▶ [STATED EXERCISE]: Retype only what runs from the first line of the listing to the line holding "const cx = (i: number) => 8.5 + 20.81 * i;", both included. Do not retype the pictures.

[BEGIN COLLECTED MATERIAL]

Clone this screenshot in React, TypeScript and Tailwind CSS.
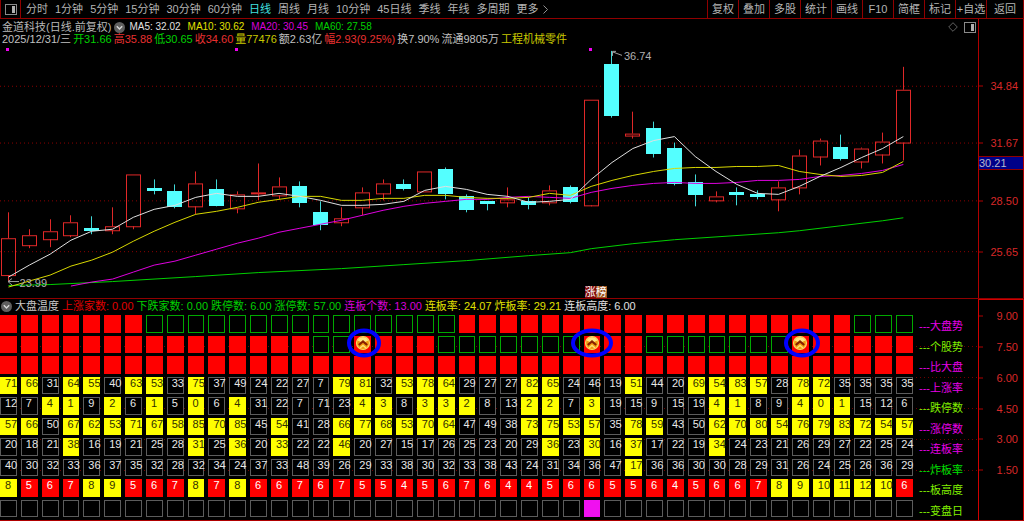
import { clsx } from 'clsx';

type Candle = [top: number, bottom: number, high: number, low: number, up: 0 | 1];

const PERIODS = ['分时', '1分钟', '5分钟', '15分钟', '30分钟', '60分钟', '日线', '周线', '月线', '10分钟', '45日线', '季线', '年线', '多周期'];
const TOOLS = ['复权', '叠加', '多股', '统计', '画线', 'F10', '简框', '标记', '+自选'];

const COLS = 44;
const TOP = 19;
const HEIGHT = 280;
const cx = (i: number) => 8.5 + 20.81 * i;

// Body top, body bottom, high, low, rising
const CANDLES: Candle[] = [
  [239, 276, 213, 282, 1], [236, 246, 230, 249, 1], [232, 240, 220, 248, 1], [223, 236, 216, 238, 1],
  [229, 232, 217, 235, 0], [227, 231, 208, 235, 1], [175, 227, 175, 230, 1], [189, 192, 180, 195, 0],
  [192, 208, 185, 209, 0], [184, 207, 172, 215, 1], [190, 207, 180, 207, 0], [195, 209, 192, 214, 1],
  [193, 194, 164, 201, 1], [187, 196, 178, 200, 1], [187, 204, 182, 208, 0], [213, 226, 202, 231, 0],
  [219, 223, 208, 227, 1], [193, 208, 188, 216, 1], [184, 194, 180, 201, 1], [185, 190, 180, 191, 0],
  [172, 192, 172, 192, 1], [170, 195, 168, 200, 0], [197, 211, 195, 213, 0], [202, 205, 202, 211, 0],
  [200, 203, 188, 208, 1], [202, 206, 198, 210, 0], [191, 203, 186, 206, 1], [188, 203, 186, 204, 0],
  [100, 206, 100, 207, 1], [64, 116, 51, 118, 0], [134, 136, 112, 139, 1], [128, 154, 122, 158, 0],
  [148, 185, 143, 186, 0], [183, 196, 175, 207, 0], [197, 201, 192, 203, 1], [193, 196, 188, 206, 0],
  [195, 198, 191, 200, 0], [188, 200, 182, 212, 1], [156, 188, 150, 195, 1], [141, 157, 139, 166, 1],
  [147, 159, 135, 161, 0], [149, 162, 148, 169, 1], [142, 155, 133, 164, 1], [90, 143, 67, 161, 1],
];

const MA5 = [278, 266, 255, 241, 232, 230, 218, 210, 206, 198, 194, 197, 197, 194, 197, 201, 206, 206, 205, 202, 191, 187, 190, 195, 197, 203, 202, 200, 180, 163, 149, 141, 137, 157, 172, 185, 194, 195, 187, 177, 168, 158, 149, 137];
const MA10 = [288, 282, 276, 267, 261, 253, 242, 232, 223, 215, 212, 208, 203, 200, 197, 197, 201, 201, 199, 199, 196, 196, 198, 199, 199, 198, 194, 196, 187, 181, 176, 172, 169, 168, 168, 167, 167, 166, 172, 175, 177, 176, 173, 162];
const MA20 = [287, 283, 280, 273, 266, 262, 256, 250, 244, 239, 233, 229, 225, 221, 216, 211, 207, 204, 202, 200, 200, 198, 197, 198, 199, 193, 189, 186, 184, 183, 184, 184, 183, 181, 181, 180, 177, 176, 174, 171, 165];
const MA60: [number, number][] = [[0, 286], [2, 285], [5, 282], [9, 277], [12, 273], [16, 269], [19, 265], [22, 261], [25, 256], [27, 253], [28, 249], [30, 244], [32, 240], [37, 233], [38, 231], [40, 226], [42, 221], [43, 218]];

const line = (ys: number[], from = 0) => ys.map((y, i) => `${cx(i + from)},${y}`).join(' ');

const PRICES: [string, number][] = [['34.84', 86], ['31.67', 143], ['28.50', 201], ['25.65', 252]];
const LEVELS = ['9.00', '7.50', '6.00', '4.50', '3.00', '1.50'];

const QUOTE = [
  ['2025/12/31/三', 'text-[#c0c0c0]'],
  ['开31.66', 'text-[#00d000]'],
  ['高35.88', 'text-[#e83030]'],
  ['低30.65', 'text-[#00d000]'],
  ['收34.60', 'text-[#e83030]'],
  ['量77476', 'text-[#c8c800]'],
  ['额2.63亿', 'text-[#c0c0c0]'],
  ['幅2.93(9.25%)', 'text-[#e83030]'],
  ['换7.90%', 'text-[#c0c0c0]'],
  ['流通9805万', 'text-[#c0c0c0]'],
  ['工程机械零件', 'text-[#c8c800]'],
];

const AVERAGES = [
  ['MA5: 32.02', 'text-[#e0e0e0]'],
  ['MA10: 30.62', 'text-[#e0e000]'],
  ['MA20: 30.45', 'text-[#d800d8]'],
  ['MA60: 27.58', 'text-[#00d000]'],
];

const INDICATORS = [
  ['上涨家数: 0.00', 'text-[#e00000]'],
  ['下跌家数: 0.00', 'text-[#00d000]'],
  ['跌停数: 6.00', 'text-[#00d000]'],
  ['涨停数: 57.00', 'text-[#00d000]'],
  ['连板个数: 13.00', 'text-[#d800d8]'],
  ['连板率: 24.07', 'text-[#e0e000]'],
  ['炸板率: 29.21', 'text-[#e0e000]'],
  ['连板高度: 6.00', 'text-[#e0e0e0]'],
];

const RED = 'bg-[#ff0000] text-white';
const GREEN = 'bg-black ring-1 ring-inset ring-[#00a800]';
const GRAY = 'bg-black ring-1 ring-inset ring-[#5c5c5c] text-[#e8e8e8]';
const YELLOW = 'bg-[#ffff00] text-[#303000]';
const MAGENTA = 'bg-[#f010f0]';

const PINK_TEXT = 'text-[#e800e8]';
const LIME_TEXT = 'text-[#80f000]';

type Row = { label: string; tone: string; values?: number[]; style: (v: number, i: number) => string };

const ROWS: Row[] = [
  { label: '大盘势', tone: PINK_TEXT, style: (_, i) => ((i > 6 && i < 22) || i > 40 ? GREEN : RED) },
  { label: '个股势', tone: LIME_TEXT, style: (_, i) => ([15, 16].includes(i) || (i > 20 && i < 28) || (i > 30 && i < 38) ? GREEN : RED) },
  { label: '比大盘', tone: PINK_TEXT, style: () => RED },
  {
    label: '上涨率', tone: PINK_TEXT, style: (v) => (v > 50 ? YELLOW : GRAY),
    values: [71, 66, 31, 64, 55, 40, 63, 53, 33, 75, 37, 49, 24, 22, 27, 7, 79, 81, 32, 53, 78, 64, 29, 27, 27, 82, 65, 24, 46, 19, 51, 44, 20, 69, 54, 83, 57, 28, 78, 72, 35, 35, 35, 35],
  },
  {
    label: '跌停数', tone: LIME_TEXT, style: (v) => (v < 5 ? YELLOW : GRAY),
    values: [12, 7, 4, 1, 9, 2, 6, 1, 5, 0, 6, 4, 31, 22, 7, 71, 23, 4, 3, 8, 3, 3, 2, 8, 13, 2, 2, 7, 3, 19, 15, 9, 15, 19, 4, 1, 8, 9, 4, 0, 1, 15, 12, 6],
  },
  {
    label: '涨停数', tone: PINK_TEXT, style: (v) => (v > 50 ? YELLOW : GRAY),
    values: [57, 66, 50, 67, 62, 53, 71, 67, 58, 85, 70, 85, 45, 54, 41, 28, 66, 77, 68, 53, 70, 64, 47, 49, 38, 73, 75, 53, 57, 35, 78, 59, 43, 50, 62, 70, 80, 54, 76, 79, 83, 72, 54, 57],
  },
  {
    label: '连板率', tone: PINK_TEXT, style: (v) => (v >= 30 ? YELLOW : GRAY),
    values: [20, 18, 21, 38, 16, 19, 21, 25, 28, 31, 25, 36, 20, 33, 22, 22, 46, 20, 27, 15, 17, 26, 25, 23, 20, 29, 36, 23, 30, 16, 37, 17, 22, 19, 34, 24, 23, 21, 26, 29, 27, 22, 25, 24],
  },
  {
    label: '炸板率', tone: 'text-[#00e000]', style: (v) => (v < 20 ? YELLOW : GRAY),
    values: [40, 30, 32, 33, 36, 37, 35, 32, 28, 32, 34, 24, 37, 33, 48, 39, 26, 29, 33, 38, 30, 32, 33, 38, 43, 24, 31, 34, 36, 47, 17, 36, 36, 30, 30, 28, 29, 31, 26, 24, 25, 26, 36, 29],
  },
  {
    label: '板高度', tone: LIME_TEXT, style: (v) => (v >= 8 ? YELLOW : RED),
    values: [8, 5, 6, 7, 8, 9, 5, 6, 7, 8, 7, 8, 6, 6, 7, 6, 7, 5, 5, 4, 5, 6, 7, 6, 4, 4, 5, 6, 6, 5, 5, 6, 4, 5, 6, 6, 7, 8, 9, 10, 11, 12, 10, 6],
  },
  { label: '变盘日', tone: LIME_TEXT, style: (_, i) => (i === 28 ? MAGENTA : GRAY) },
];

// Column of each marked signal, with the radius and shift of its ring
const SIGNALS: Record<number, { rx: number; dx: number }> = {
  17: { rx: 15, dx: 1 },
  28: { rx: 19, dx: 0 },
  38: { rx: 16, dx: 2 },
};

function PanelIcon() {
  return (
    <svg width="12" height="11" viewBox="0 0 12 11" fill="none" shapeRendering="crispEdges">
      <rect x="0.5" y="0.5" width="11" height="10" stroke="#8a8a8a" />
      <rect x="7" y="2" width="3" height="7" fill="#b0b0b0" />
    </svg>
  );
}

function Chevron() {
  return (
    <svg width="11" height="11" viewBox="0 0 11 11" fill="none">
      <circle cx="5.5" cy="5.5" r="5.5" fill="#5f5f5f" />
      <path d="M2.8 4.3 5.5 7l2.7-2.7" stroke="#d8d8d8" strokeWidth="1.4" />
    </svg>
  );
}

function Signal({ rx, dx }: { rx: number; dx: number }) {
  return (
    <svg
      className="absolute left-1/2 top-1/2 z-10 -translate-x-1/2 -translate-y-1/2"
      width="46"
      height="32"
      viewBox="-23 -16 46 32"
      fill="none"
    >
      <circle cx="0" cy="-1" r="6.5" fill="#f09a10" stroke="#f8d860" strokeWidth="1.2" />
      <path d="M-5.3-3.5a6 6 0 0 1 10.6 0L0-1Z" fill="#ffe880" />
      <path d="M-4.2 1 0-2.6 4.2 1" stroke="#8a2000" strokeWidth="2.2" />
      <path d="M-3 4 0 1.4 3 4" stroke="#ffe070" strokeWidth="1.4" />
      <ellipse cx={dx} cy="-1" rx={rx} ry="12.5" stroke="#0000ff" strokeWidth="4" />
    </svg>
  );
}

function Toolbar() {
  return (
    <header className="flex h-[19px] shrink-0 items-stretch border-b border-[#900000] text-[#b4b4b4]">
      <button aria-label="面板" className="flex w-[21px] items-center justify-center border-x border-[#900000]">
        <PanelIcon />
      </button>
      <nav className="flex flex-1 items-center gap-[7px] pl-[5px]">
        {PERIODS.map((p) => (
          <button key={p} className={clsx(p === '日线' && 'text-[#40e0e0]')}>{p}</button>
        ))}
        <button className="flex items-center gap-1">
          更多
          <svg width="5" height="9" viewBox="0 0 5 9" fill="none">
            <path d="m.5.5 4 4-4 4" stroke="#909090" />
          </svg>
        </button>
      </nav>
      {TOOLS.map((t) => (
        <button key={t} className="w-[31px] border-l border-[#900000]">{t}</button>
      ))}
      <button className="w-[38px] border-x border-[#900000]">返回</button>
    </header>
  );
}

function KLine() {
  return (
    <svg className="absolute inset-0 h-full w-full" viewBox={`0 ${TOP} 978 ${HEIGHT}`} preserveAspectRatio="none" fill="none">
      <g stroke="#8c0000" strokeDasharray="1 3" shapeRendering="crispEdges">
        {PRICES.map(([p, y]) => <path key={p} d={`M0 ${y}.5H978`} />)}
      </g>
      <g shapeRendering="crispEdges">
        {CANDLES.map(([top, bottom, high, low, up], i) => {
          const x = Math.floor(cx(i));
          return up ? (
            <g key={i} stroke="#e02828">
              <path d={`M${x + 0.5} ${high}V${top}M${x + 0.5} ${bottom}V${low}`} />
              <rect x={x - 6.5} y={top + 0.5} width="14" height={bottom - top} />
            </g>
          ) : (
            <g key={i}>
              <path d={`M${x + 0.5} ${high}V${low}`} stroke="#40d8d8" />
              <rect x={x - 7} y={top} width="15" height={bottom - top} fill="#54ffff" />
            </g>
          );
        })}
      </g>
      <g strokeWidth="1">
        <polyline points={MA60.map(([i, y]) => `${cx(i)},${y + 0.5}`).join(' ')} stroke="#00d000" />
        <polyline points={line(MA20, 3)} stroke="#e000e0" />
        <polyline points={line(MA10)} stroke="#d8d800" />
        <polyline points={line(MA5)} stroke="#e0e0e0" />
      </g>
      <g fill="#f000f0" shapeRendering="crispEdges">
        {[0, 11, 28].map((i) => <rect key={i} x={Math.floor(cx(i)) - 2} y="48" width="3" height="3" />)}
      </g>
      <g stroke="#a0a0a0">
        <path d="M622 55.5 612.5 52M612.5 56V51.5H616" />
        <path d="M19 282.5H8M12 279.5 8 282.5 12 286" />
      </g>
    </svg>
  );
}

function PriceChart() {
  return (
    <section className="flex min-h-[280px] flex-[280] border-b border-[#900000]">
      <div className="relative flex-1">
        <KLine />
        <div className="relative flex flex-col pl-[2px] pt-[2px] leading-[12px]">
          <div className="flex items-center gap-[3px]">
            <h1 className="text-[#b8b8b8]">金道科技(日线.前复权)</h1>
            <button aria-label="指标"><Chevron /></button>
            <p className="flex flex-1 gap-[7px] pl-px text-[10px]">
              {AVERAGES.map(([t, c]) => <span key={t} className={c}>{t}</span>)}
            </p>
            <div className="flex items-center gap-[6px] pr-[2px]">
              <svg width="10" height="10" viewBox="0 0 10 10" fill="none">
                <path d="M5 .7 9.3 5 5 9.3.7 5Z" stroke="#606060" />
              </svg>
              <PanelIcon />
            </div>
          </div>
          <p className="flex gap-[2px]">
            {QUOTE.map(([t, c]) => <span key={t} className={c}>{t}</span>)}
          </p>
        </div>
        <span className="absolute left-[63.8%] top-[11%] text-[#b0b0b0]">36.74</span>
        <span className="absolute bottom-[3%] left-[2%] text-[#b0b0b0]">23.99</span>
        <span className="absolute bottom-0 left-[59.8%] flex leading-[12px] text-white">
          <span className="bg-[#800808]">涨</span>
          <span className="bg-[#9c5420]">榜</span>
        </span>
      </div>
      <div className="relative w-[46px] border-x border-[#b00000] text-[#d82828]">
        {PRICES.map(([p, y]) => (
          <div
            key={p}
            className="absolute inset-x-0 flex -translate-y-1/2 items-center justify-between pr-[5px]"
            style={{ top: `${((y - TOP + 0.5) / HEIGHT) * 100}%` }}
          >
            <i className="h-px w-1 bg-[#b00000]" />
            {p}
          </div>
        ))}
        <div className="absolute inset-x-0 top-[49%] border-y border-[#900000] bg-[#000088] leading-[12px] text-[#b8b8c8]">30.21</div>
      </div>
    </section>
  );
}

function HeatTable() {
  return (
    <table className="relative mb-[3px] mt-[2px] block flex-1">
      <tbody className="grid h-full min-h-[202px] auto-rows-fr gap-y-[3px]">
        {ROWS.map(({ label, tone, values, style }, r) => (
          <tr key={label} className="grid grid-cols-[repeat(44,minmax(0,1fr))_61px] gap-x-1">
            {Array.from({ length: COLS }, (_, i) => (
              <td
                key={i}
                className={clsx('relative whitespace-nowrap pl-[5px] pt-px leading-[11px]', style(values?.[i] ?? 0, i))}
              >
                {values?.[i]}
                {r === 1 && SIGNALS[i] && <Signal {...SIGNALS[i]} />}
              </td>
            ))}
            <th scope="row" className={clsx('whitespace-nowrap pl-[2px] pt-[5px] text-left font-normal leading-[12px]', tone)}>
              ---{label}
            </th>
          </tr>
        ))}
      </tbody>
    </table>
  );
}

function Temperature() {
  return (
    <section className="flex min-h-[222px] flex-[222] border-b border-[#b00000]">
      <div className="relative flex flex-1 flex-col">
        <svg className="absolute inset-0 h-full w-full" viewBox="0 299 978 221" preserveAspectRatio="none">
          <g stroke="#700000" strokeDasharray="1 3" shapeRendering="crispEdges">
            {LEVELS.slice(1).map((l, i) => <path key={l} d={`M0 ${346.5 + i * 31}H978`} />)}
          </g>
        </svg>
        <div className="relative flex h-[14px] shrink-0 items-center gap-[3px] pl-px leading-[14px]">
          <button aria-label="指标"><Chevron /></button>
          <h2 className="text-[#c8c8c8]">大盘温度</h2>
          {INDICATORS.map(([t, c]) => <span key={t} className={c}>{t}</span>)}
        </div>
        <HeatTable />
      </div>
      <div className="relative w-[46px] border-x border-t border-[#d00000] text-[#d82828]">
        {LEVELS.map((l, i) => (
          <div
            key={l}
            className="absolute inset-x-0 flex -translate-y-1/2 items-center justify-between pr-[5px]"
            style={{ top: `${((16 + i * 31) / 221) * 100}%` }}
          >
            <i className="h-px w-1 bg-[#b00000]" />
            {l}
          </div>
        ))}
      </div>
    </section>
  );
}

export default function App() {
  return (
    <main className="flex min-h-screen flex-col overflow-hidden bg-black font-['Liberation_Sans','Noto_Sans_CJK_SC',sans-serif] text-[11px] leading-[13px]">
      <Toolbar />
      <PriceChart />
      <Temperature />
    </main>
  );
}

[END COLLECTED MATERIAL]

▶ [RESULT OF THE TASK]:
Clone this screenshot in React, TypeScript and Tailwind CSS.
import { clsx } from 'clsx';

type Candle = [top: number, bottom: number, high: number, low: number, up: 0 | 1];

const PERIODS = ['分时', '1分钟', '5分钟', '15分钟', '30分钟', '60分钟', '日线', '周线', '月线', '10分钟', '45日线', '季线', '年线', '多周期'];
const TOOLS = ['复权', '叠加', '多股', '统计', '画线', 'F10', '简框', '标记', '+自选'];

const COLS = 44;
const TOP = 19;
const HEIGHT = 280;
const cx = (i: number) => 8.5 + 20.81 * i;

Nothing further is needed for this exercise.